• INFORMATION PROVIDED:
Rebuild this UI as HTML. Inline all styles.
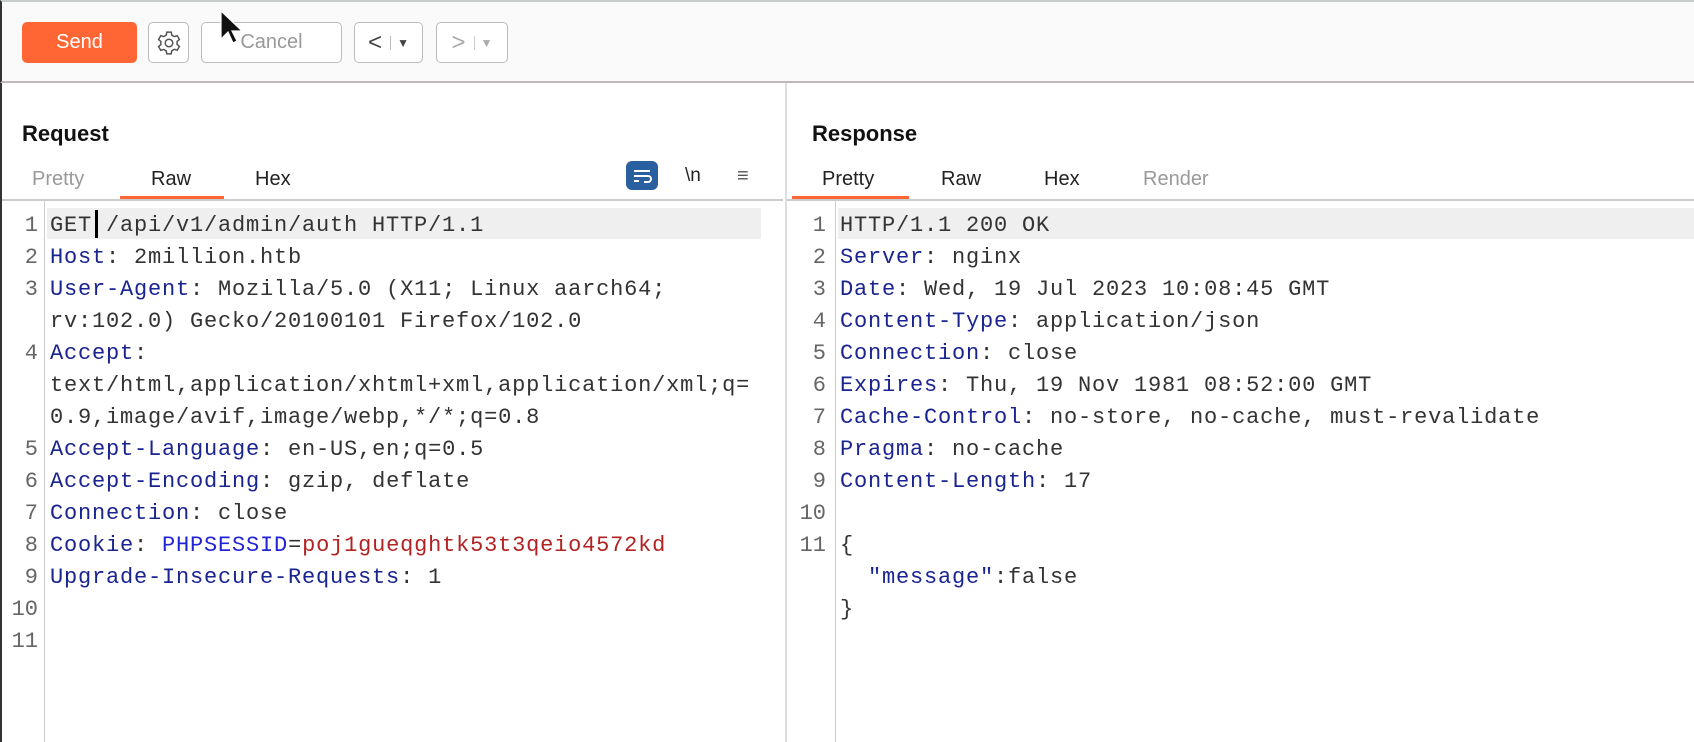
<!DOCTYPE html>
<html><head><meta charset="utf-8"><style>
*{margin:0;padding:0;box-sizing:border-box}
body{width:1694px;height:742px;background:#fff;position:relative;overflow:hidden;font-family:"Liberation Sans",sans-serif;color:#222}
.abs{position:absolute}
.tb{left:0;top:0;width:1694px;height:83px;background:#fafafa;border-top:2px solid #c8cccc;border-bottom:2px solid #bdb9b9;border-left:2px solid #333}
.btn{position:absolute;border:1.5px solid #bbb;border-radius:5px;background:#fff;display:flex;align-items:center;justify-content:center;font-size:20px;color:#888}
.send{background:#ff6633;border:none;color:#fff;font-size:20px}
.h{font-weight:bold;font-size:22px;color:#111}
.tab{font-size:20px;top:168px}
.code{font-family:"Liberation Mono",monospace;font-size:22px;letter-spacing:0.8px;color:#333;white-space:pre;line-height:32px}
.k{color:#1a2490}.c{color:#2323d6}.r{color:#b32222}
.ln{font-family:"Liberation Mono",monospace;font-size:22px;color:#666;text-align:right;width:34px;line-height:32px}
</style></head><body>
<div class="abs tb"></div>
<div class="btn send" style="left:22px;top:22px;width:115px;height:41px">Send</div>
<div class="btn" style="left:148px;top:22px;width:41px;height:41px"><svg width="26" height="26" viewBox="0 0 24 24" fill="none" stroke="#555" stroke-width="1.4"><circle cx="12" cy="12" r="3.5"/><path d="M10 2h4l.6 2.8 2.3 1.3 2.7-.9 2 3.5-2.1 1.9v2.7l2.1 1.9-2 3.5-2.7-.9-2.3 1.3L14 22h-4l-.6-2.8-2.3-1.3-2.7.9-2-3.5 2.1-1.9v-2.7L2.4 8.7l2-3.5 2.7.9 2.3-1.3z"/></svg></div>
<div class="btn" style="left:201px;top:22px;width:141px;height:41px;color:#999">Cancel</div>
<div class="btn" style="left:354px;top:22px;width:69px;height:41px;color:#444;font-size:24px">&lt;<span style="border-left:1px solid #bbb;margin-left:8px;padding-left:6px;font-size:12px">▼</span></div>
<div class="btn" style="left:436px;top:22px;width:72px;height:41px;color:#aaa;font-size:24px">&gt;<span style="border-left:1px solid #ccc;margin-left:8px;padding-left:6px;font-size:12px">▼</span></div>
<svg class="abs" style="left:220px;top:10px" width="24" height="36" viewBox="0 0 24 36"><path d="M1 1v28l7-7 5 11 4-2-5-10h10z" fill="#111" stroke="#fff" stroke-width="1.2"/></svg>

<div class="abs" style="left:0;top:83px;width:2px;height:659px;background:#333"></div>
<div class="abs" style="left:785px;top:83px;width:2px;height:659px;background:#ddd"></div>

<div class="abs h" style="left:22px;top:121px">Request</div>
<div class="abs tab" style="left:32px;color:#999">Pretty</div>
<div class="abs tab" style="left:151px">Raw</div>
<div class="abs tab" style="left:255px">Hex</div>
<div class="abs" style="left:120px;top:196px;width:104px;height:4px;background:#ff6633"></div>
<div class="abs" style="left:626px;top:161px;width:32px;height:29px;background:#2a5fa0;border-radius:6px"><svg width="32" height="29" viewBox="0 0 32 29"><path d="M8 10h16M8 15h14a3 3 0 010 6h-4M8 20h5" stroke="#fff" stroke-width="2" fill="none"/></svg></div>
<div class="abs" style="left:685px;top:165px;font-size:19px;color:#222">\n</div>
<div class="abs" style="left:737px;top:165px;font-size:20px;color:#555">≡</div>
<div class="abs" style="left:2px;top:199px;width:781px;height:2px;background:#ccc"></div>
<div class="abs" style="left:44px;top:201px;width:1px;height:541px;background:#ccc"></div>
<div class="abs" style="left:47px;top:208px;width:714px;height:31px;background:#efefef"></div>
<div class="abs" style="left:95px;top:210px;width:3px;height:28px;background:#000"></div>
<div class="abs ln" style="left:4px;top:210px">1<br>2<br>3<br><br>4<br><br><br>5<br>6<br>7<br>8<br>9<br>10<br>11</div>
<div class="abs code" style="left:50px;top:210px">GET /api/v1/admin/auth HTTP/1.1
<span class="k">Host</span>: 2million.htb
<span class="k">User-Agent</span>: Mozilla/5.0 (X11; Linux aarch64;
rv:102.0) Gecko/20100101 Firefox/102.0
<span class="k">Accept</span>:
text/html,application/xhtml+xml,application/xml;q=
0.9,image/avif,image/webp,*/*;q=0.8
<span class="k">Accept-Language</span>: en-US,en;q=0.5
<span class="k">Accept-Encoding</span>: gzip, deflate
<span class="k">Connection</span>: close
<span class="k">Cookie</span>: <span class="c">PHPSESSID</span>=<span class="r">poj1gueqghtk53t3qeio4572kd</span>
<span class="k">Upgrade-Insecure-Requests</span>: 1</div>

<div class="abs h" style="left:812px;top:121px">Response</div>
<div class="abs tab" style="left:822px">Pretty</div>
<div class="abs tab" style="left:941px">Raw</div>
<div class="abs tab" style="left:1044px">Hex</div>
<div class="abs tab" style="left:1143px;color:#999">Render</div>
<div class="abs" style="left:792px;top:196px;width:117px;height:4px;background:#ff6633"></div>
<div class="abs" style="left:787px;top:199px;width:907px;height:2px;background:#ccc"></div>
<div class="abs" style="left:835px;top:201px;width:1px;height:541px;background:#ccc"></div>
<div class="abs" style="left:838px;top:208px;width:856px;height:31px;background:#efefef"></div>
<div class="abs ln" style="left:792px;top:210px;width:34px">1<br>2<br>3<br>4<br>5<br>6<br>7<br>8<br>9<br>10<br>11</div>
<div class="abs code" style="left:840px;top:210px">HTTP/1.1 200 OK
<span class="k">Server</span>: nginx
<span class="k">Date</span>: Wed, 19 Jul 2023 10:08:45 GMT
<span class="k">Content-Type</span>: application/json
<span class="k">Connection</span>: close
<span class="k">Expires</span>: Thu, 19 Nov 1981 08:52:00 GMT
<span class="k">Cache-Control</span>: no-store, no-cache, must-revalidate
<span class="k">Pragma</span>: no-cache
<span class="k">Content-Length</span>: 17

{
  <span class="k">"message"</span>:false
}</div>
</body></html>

• TASK DIRECTIONS: Except for the pictures, reproduce every line exactly.

• IN RESPONSE:
Rebuild this UI as HTML. Inline all styles.
<!DOCTYPE html>
<html><head><meta charset="utf-8"><style>
*{margin:0;padding:0;box-sizing:border-box}
body{width:1694px;height:742px;background:#fff;position:relative;overflow:hidden;font-family:"Liberation Sans",sans-serif;color:#222}
.abs{position:absolute}
.tb{left:0;top:0;width:1694px;height:83px;background:#fafafa;border-top:2px solid #c8cccc;border-bottom:2px solid #bdb9b9;border-left:2px solid #333}
.btn{position:absolute;border:1.5px solid #bbb;border-radius:5px;background:#fff;display:flex;align-items:center;justify-content:center;font-size:20px;color:#888}
.send{background:#ff6633;border:none;color:#fff;font-size:20px}
.h{font-weight:bold;font-size:22px;color:#111}
.tab{font-size:20px;top:168px}
.code{font-family:"Liberation Mono",monospace;font-size:22px;letter-spacing:0.8px;color:#333;white-space:pre;line-height:32px}
.k{color:#1a2490}.c{color:#2323d6}.r{color:#b32222}
.ln{font-family:"Liberation Mono",monospace;font-size:22px;color:#666;text-align:right;width:34px;line-height:32px}
</style></head><body>
<div class="abs tb"></div>
<div class="btn send" style="left:22px;top:22px;width:115px;height:41px">Send</div>
<div class="btn" style="left:148px;top:22px;width:41px;height:41px"><svg width="26" height="26" viewBox="0 0 24 24" fill="none" stroke="#555" stroke-width="1.4"><circle cx="12" cy="12" r="3.5"/><path d="M10 2h4l.6 2.8 2.3 1.3 2.7-.9 2 3.5-2.1 1.9v2.7l2.1 1.9-2 3.5-2.7-.9-2.3 1.3L14 22h-4l-.6-2.8-2.3-1.3-2.7.9-2-3.5 2.1-1.9v-2.7L2.4 8.7l2-3.5 2.7.9 2.3-1.3z"/></svg></div>
<div class="btn" style="left:201px;top:22px;width:141px;height:41px;color:#999">Cancel</div>
<div class="btn" style="left:354px;top:22px;width:69px;height:41px;color:#444;font-size:24px">&lt;<span style="border-left:1px solid #bbb;margin-left:8px;padding-left:6px;font-size:12px">▼</span></div>
<div class="btn" style="left:436px;top:22px;width:72px;height:41px;color:#aaa;font-size:24px">&gt;<span style="border-left:1px solid #ccc;margin-left:8px;padding-left:6px;font-size:12px">▼</span></div>
<svg class="abs" style="left:220px;top:10px" width="24" height="36" viewBox="0 0 24 36"><path d="M1 1v28l7-7 5 11 4-2-5-10h10z" fill="#111" stroke="#fff" stroke-width="1.2"/></svg>

<div class="abs" style="left:0;top:83px;width:2px;height:659px;background:#333"></div>
<div class="abs" style="left:785px;top:83px;width:2px;height:659px;background:#ddd"></div>

<div class="abs h" style="left:22px;top:121px">Request</div>
<div class="abs tab" style="left:32px;color:#999">Pretty</div>
<div class="abs tab" style="left:151px">Raw</div>
<div class="abs tab" style="left:255px">Hex</div>
<div class="abs" style="left:120px;top:196px;width:104px;height:4px;background:#ff6633"></div>
<div class="abs" style="left:626px;top:161px;width:32px;height:29px;background:#2a5fa0;border-radius:6px"><svg width="32" height="29" viewBox="0 0 32 29"><path d="M8 10h16M8 15h14a3 3 0 010 6h-4M8 20h5" stroke="#fff" stroke-width="2" fill="none"/></svg></div>
<div class="abs" style="left:685px;top:165px;font-size:19px;color:#222">\n</div>
<div class="abs" style="left:737px;top:165px;font-size:20px;color:#555">≡</div>
<div class="abs" style="left:2px;top:199px;width:781px;height:2px;background:#ccc"></div>
<div class="abs" style="left:44px;top:201px;width:1px;height:541px;background:#ccc"></div>
<div class="abs" style="left:47px;top:208px;width:714px;height:31px;background:#efefef"></div>
<div class="abs" style="left:95px;top:210px;width:3px;height:28px;background:#000"></div>
<div class="abs ln" style="left:4px;top:210px">1<br>2<br>3<br><br>4<br><br><br>5<br>6<br>7<br>8<br>9<br>10<br>11</div>
<div class="abs code" style="left:50px;top:210px">GET /api/v1/admin/auth HTTP/1.1
<span class="k">Host</span>: 2million.htb
<span class="k">User-Agent</span>: Mozilla/5.0 (X11; Linux aarch64;
rv:102.0) Gecko/20100101 Firefox/102.0
<span class="k">Accept</span>:
text/html,application/xhtml+xml,application/xml;q=
0.9,image/avif,image/webp,*/*;q=0.8
<span class="k">Accept-Language</span>: en-US,en;q=0.5
<span class="k">Accept-Encoding</span>: gzip, deflate
<span class="k">Connection</span>: close
<span class="k">Cookie</span>: <span class="c">PHPSESSID</span>=<span class="r">poj1gueqghtk53t3qeio4572kd</span>
<span class="k">Upgrade-Insecure-Requests</span>: 1</div>

<div class="abs h" style="left:812px;top:121px">Response</div>
<div class="abs tab" style="left:822px">Pretty</div>
<div class="abs tab" style="left:941px">Raw</div>
<div class="abs tab" style="left:1044px">Hex</div>
<div class="abs tab" style="left:1143px;color:#999">Render</div>
<div class="abs" style="left:792px;top:196px;width:117px;height:4px;background:#ff6633"></div>
<div class="abs" style="left:787px;top:199px;width:907px;height:2px;background:#ccc"></div>
<div class="abs" style="left:835px;top:201px;width:1px;height:541px;background:#ccc"></div>
<div class="abs" style="left:838px;top:208px;width:856px;height:31px;background:#efefef"></div>
<div class="abs ln" style="left:792px;top:210px;width:34px">1<br>2<br>3<br>4<br>5<br>6<br>7<br>8<br>9<br>10<br>11</div>
<div class="abs code" style="left:840px;top:210px">HTTP/1.1 200 OK
<span class="k">Server</span>: nginx
<span class="k">Date</span>: Wed, 19 Jul 2023 10:08:45 GMT
<span class="k">Content-Type</span>: application/json
<span class="k">Connection</span>: close
<span class="k">Expires</span>: Thu, 19 Nov 1981 08:52:00 GMT
<span class="k">Cache-Control</span>: no-store, no-cache, must-revalidate
<span class="k">Pragma</span>: no-cache
<span class="k">Content-Length</span>: 17

{
  <span class="k">"message"</span>:false
}</div>
</body></html>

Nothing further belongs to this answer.